Alegría de Briceño Iragorry
Escrito por Francisco Javier Pérez   
Lunes, 21 de Septiembre de 2009 06:21

alt" Vigorosamente guarnecidas y vigiladas por el ojo militar pueden estar nuestras costas. Ello no obsta para que los marinos de ocupación sigan entrando. Y sigan siendo alabados por los pitiyanquis. Su derrota y expulsión es problema de realidad. Necesitamos una vigilante actitud que nos permita detener el paso a estos festivos intrusos. Cerrar una fila de conciencias que ni se abran a los halagos fáciles ni se dejen rendir a los cantos de sirena. De otra parte, mirar hacia una tierra que pierde, por el abandono, su alegría salvadora. Lo que nos da su entraña opulenta, convertirlo en riego, en máquinas y abonos que hagan cuajar y multiplicar las diversas cosechas con que abastezcan las industrias y mercados. Nuestro petróleo y nuestro hierro, retornarlos a la tierra en ferrocarriles, en diques, en tractores, en molinos que aumenten la verdura de un suelo que pierde, por la sed y el abandono, la alegría antigua. La antigua alegría de las tierras cultivadas por hombres libres".

Con estas palabras, escritas en 1952, pone fin Mario Briceño Iragorry a uno de sus trabajos más palpitantes: Alegría de la tierra (Fundación Mario Briceño Iragorry, 1983). Autor de libros perdurables, éste lo será superlativamente, pues ha nacido valiente y libre para atacar lo que debe atacarse y para celebrar lo que debe celebrarse en ese hacer venezolano de vida y espiritualidad que quería como el que más para el país.

La obra toda resulta saeta mortal en contra de la estirpe extranjerizante y caricia benéfica a favor de las mejores siembras criollas de vida y cultura. Asume el pitiyanqui nómine para lacerar todo intento por restar nobleza a la tierra y a sus gentes, a sus costumbres y modos, en detrimento de una presencia de interés, peculio e insolencia del foráneo imperialismo comercial; puro asunto de explotación y mercancía. Combates del espíritu que se reflejan en la pasta vil e interesada de hombres que don Mario no quiere en su visión del país.

Tiempo, muy parecido al de hoy, de insanos oportunistas, lo cuestionará con verbo doliente y acre. Tierra, yerma y abandonada, que con tristeza sin fin terminará calificándola de hereje, en el último de sus escritos.

El fragmento hace de estos planteamientos venezolanistas norte y guía. En vez de dejar que reine sólo la pugna y la crítica, invoca la alegría de la tierra como la mejor forma de salvación.

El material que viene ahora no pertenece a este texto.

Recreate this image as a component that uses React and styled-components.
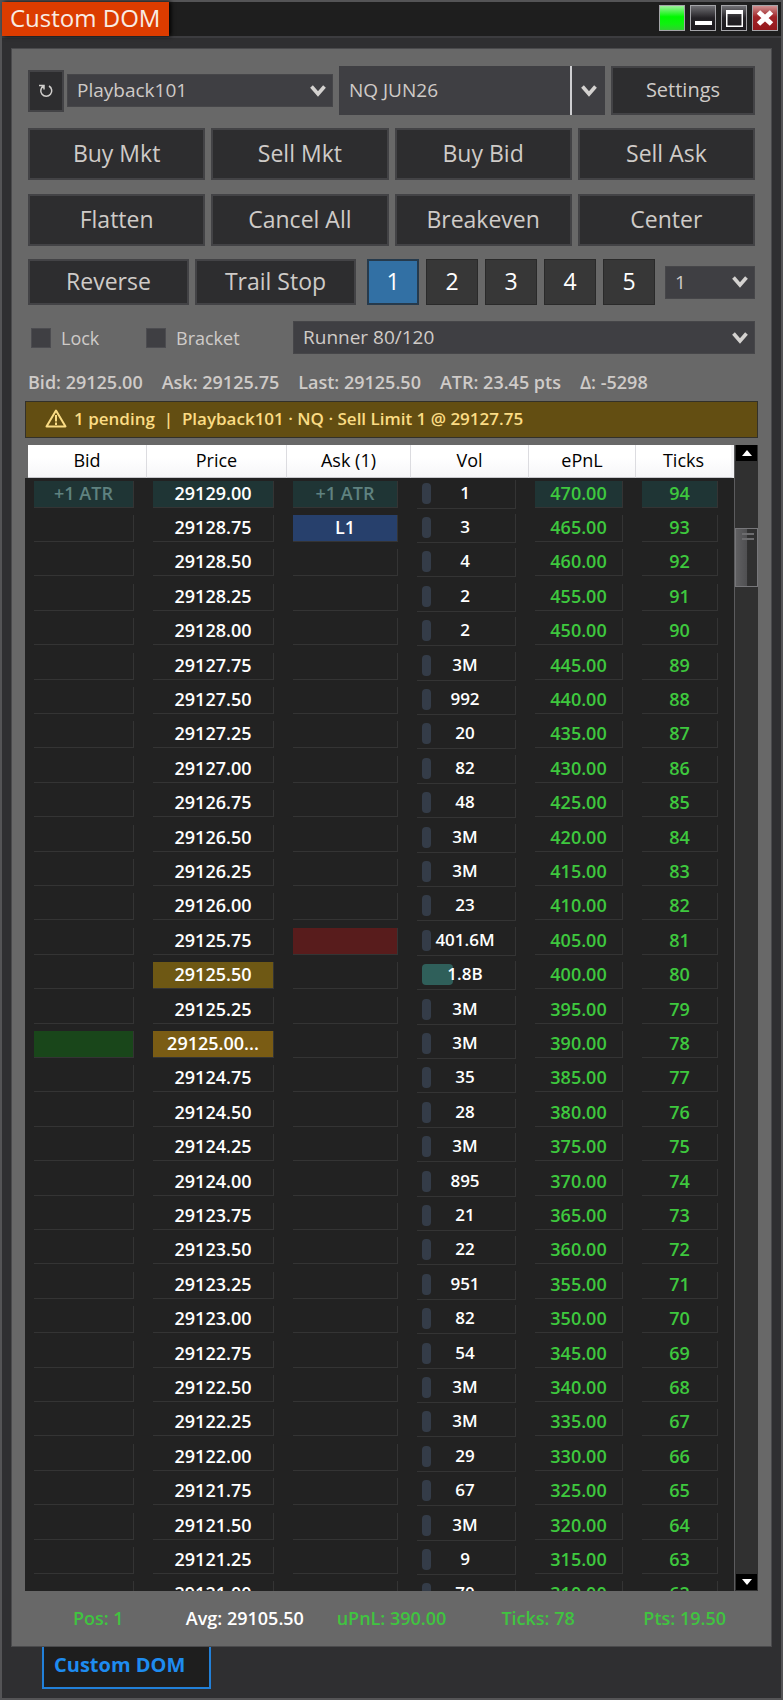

Antídoto contra el mal, retornar nuestras riquezas a la tierra misma, convertir la renta en riego vivificador y agrupar las conciencias en contra de la entrega insana al pillo de afuera.

Poco o nada de esto se logró en el pasado y nada y poco se logra en el presente, muy a pesar de los falsarios cacareos. Teman estas ideas, señores detractores de don Mario, y tiemblen al leer sus palabras de fervor patriótico.

Así pues, los cambios inauténticos no hollarán los caminos. Los nombres idos volverán. Los idolillos de barro sucumbirán al primer aguacero. Las heridas al cuerpo no dañarán el acero del espíritu. Las mezquindades no podrán acabar con la grandeza. Se le podrá irrespetar con tristes mentiras, pero allí está con nosotros para siempre y, gracias a él, su alegría salvadora que nos vivifica por encima de los falsos, de los embusteros y de los perversos.